Setiap menjelang perayaan Hari Raya Waisak, para Bhikkhu melakukan perjalanan suci dengan berjalan kaki menuju Candi Borobudur, yang dikenal dengan tradisi Thudong. Ribuan kilo meter mereka tempuh sebagai pelajaran hidup dan berupaya melepaskan segala keburukan yang melekat dalam jiwanya.
Tradisi Thudong ini telah menarik perhatian masyarakat lintas agama. Mereka tak sekadar ‘welcome’ atas perjalanan spiritual yang dilakukan para Bhikkhu ini. Masyarakat bahkan turut-serta berjejer, memberi semangat dengan sapaan-senyum serta memberi bunga. Seperti yang dikutip dalam suarabaru.id para Bhikkhu diberi kesempatan untuk beristirahat di serambi Masjid Baiturahmah di daerah Kabupaten Temanggung perbatasan Temanggung-Magelang, kecamatan Kranggan, desa bengkal sebelum tiba di Candi Borobudur (19/5/24).
Tradisi Thudong ini telah menjadi semangat penting dalam membangun relasi harmonis lintas agama bagi bangsa ini. Bagaimana masyarakat tak sekadar mengapresiasi keberagaman agama yang ada, tetapi berperan aktif dalam menjaga keberagaman agar tetap damai, tolerant dan penuh kebersamaan. Tradisi Thudong telah melahirkan euforia masyarakat lintas agama yang penuh dengan kebersamaan, toleransi dan kedamaian.
Seperti di dalam prinsip; (Dutiyamarapasa Sutta; Samyutta Nikaya 4.5) “Berkelanalah, O, Para Bhikkhu, demi kesejahteraan banyak makhluk, demi kebahagiaan banyak makhluk, demi belas kasih terhadap dunia, demi kebaikan, kesejahteraan dan kebahagiaan para dewa dan manusia”.

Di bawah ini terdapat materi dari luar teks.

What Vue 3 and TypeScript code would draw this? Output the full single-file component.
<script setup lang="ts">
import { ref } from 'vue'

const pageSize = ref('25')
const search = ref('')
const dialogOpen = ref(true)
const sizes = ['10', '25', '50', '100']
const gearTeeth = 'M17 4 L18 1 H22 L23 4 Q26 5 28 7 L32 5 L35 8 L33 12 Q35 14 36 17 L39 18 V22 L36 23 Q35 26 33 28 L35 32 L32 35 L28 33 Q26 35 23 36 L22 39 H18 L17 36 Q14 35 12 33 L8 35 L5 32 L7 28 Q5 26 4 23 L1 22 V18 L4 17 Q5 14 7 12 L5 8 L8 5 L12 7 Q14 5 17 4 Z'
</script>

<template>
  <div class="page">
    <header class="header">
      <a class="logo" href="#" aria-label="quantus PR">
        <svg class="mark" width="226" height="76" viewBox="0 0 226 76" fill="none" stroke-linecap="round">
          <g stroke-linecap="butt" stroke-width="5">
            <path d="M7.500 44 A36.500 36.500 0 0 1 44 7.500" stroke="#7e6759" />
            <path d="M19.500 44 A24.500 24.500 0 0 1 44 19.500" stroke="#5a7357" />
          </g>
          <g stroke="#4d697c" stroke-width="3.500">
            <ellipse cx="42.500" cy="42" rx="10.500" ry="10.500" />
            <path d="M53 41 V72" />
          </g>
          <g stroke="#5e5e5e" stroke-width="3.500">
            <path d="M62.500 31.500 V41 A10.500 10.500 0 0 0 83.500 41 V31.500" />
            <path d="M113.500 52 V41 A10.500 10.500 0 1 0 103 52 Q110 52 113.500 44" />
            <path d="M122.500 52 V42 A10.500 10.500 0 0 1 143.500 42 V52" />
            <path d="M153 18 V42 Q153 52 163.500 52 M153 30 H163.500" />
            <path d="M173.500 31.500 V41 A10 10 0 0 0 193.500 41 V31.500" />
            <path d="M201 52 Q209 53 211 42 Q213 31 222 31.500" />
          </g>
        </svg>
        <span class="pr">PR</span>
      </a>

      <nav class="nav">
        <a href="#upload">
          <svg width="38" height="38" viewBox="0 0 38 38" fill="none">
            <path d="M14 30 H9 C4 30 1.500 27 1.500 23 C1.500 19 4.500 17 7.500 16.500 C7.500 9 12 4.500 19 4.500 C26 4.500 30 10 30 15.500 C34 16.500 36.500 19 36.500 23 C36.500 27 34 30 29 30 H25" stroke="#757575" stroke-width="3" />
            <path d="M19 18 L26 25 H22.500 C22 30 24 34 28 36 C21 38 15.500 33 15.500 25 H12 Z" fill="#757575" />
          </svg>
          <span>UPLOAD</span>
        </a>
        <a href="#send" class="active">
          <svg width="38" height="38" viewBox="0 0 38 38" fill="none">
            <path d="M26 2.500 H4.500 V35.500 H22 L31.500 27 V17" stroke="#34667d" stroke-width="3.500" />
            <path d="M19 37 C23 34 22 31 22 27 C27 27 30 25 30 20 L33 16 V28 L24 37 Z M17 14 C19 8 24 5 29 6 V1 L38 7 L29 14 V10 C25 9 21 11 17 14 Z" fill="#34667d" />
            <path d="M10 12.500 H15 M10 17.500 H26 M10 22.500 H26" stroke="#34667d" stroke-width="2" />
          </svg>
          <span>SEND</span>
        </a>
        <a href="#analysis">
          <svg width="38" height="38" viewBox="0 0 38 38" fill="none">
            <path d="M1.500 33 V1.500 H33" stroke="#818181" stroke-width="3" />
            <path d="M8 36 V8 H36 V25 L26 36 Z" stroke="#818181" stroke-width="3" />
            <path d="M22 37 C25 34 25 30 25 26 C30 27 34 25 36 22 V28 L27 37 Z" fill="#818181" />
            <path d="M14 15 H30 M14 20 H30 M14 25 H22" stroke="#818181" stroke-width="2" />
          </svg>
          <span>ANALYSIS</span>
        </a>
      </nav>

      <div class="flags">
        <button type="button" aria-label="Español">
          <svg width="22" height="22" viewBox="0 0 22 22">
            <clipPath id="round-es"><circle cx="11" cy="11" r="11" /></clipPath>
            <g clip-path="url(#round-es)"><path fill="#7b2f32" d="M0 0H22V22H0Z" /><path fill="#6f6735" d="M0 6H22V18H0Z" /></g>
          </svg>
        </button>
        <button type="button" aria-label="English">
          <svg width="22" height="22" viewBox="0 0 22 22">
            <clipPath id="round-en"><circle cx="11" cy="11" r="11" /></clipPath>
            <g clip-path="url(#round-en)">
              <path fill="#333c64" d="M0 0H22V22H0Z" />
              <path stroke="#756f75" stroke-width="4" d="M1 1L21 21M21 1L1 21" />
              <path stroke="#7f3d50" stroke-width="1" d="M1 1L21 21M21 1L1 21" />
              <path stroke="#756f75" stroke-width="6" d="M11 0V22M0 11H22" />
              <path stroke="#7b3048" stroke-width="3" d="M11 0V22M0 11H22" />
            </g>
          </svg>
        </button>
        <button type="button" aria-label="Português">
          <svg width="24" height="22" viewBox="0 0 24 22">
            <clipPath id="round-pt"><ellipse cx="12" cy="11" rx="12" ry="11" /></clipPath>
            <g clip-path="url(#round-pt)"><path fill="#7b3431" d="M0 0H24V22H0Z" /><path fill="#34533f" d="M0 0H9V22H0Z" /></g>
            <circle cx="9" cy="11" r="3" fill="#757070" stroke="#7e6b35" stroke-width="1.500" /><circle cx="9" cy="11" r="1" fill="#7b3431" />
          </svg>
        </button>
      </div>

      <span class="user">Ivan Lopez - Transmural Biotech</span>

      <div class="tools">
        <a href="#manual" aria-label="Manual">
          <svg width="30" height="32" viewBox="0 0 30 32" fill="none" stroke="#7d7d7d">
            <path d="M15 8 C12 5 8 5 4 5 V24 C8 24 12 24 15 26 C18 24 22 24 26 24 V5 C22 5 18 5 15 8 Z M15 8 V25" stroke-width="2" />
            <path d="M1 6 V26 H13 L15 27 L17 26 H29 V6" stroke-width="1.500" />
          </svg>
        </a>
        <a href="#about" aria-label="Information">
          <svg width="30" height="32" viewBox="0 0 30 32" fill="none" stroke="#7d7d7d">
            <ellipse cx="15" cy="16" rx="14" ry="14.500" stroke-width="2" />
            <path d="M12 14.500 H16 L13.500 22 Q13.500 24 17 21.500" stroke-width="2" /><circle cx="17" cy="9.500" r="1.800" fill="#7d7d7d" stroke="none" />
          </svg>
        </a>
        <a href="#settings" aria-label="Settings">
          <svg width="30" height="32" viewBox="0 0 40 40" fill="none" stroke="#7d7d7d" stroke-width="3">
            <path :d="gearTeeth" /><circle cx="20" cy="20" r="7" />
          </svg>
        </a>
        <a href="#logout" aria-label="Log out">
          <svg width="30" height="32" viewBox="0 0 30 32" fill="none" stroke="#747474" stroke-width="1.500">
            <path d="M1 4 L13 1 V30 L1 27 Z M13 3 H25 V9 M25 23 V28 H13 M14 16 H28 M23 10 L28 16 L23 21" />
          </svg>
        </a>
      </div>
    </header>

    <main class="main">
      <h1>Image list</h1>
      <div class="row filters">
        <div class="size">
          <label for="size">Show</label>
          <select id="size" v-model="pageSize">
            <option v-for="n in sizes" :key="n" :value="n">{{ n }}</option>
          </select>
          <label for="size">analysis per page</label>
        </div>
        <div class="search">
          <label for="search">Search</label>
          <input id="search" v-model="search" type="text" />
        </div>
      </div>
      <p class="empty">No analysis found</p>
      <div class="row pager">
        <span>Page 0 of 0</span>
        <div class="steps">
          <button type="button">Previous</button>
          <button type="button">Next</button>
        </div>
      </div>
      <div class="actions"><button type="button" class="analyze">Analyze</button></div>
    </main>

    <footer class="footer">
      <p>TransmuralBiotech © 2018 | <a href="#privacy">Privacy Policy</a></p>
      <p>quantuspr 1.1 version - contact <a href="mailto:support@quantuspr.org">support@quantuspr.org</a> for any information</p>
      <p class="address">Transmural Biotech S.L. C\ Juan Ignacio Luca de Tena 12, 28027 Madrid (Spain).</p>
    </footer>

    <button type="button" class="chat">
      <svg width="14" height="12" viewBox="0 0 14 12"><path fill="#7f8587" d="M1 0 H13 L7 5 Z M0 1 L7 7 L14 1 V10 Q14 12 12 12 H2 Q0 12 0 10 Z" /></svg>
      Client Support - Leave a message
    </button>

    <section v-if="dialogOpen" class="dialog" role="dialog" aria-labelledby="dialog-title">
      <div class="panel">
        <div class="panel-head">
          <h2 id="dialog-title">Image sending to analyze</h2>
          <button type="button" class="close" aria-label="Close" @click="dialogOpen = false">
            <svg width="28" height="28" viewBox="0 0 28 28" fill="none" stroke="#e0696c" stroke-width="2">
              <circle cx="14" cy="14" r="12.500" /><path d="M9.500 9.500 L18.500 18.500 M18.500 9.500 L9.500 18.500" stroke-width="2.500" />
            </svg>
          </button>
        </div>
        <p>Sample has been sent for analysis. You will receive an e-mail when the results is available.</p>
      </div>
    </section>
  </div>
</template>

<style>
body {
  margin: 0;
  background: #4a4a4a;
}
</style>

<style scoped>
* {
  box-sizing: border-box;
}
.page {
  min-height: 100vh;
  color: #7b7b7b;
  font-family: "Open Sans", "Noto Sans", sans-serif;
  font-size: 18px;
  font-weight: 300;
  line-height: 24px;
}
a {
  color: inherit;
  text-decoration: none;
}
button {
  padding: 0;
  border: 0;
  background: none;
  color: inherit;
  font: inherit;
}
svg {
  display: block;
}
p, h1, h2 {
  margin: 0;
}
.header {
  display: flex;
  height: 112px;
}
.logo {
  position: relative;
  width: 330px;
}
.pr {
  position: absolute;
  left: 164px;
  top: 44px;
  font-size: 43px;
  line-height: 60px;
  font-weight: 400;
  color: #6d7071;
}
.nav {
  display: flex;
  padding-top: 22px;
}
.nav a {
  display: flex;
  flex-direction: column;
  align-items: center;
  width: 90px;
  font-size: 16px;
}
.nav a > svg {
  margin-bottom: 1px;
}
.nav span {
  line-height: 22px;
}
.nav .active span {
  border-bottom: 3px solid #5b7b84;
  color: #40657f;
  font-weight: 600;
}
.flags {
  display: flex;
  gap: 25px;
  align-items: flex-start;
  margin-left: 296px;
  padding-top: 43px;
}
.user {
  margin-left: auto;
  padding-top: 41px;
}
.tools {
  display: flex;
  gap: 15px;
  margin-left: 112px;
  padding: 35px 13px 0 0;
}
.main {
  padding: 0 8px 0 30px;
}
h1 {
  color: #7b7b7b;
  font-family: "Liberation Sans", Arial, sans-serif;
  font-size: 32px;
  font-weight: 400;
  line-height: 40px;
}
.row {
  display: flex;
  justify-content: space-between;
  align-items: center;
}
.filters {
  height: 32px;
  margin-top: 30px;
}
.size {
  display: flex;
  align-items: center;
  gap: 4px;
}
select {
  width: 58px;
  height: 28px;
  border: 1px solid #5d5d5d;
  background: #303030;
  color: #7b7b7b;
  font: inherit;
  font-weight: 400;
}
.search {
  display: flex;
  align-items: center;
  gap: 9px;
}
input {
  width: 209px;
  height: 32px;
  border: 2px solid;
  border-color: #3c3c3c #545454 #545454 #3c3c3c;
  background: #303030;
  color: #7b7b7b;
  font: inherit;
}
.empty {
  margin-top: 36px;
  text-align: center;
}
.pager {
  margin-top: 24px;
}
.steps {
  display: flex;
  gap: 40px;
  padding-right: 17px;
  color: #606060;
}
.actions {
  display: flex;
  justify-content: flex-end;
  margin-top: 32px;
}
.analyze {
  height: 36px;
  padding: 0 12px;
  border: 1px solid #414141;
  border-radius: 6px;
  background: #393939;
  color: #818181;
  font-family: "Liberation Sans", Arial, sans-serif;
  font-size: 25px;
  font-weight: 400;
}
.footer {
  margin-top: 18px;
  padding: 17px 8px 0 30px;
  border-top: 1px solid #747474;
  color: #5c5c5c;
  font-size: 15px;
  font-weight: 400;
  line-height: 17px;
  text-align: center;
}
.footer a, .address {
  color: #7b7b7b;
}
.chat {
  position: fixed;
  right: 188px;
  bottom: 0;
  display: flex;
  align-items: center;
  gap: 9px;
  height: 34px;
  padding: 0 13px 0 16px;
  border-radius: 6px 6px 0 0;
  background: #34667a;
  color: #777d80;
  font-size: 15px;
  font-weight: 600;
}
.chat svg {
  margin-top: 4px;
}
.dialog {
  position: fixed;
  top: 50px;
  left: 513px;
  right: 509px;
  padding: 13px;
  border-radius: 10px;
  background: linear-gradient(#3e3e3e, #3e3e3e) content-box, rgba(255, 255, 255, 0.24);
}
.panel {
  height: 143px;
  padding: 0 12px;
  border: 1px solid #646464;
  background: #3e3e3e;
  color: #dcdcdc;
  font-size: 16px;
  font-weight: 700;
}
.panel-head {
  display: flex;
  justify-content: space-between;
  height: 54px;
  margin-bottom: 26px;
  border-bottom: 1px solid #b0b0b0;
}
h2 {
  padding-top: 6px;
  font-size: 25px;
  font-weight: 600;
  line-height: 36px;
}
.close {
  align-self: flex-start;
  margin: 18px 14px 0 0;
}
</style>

Tradisi Thudong pada dasarnya bisa dikatakan menjadi satu perjalanan moderat kebangsaan dalam perjalanan para Bhikkhue dalam mengenalkan masyarakat atas keberagaman. Dukungan dari lapisan masyarakat lintas agama yang begitu antusias menyambut para Bhikkhu yang sedang berjalan kaki menempuh ribuan kilo meter. Ini juga akan menjadi dampak positif bagi hubungan atau relasi umat beragama dalam menerima keberagaman dengan baik.
Saya begitu tertarik dengan ajaran (Dhammapada Syair 6) bahwasanya: “Masih banyak orang yang tidak mengerti mengapa kita dapat binasa di dunia ini akibat perselisihan. Ia yang memahami kebenaran ini, akan dapat melenyapkan perselisihan”. Bahwa kesadaran atas perbedaan pada dasarnya sebagai kebenaran yang luhur yang tak perlu diselisihkan dan jalan damai, kasih-sayang dan saling berbuat baik sebagai jalan penting untuk melenyapkan segala perselisihan itu.
Antusias masyarakat lintas agama yang menunggu kedatangan para Bhikkhu di sepanjang jalan yang dilewatinya. Ini tak sekadar bentuk apresiasi masyarakat atas kehadiran umat agama lain yang melakukan perjalanan suci menuju Candi Borobudur. Melainkan sebagai bentuk penghormatan atas kehadiran umat agama lain yang sedang akan melaksanakan hari raya keagamaan bagi umat Buddha.
Perjalanan Thodung para Bhikkhu menuju ke Candi Borobudur tentunya terikat oleh tiga misi yang secara reflektif dapat menabur kebaikan dan mengikat relasi harmonis keberagaman antar umat beragama. Ada tiga tema besar Waisak 2024 yang sangat mengerucut pada semangat keberagaman sebagai inti dari perayaan Waisak untuk kembali pada ajaran Buddha Sidharta Gautama itu.
Perwakilan Umat Theravada Indonesia (STI) mengusung tema “Memperkokoh persatuan dalam keberagaman”. Sang Agung Indonesia (SAGIN) “Keharmonisan merupakan pedoman hidup berdampingan dalam berbangsa”. Perwakilan Umat Buddha Indonesia (WALUBI) “Untuk hidup bahagia sebagai makhluk dan manusia, marilah kita meningkatkan kesadaran yang diajarkan oleh Sang Buddha”.
Jadi, semarak perayaan Hari Raya Waisak yang dihiasi dengan tradisi Thudong para Bhokkhu ini sejatinya menjadi paradigma penting di dalam membangun relasi antar umat beragama yang harmonis dan damai. Kegembiraan masyarakat lintas agama menyambut perjalanan suci para Bhikkhu sejatinya harus menjadi spirit sosial di dalam menanamkan kesadaran akan keberagaman yang harus dijaga relasi keharmonisan-nya yang penuh kedamaian.